Landmines blocking tourists from Kayah State


Published on Friday, 15 August 2014 19:34

More areas of Kayah State will be opened to tourists once the landmines that contaminate swathes of the country’s smallest state, which is located opposite the Thai province of Mae Hong Song, are removed, according to the Tourism Entrepreneurs Association.

The association said the government would begin the demining effort in Demawso Township, and allow tourist into the area once it is safe.

Kayah State Chief Minister Khin Maung Oo told a recent tourism forum that most tourists to the state were restricted to its major towns. “The government doesn’t allow permission to tour other places in Kayah State because of landmines,” he said.

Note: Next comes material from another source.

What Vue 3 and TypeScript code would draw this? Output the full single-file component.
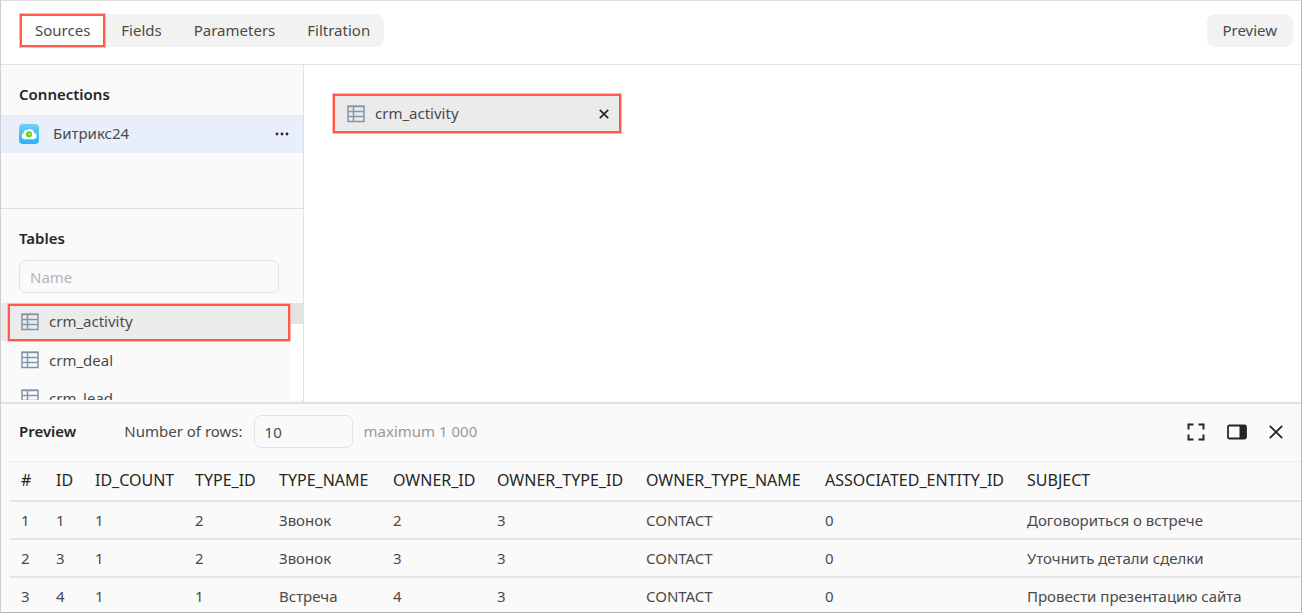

Zaw Htay Aung, a tourism industry executive, said visitors could visit the state capital, Loikaw, by boat or car, but are prohibited from Demawso Township because the government had yet to clear it of landmines.

He said the landmines were not being cleared for tourists, but that the government had already agreed to remove them. “We have learned that they are going to clear the landmines as soon as the nationwide ceasefire agreement is signed. After all the landmines are cleared, all areas of the state will be opened for tourists,” he said.  

Zaw Htay Aung said the state had a number of dramatic tourist attractions. These include two stalactite caves, one of which measures about a 1,000 feet high. It also has a lake, Htee Pwint, that includes a mud volcano that shoots sand up in the shape of an umbrella. He said plans to build hotels near one lake were already underway, in expectation of a surge in tourism once the landmines have been removed.

 According to International Campaign to Ban Landmines Myanmar has ranked third globally in the highest number of landmine casualties for the last 5 years, surpassed only by Afghanistan and Colombia. Minefields are scattered throughout the country in areas where there has been decades of fighting between armed ethnic groups and the government. These include: Kayah, Karen, Chin, Kachin, Chin, Mon, Rakhine and Shan states, but landmines can also be found in Bago and Tanintharyi regions. Numerous international non-governmental organisations are preparing to assist Myanmar in its demining efforts, which experts say could take decades.

According to a report in the UN news agency IRIN, landmine clearance in Kayah State has still not begun, although a ceasefire between the main armed groups and the government was reached in 2012.

“Currently, no group offering mine-risk education in Kayah State has done the necessary technical survey, or even a non-technical survey to determine if the community in which they are offering this is mine-affected,” Yeshua Moser-Puangsuwan, research coordinator with the International Campaign to Ban Land Mines told IRIN.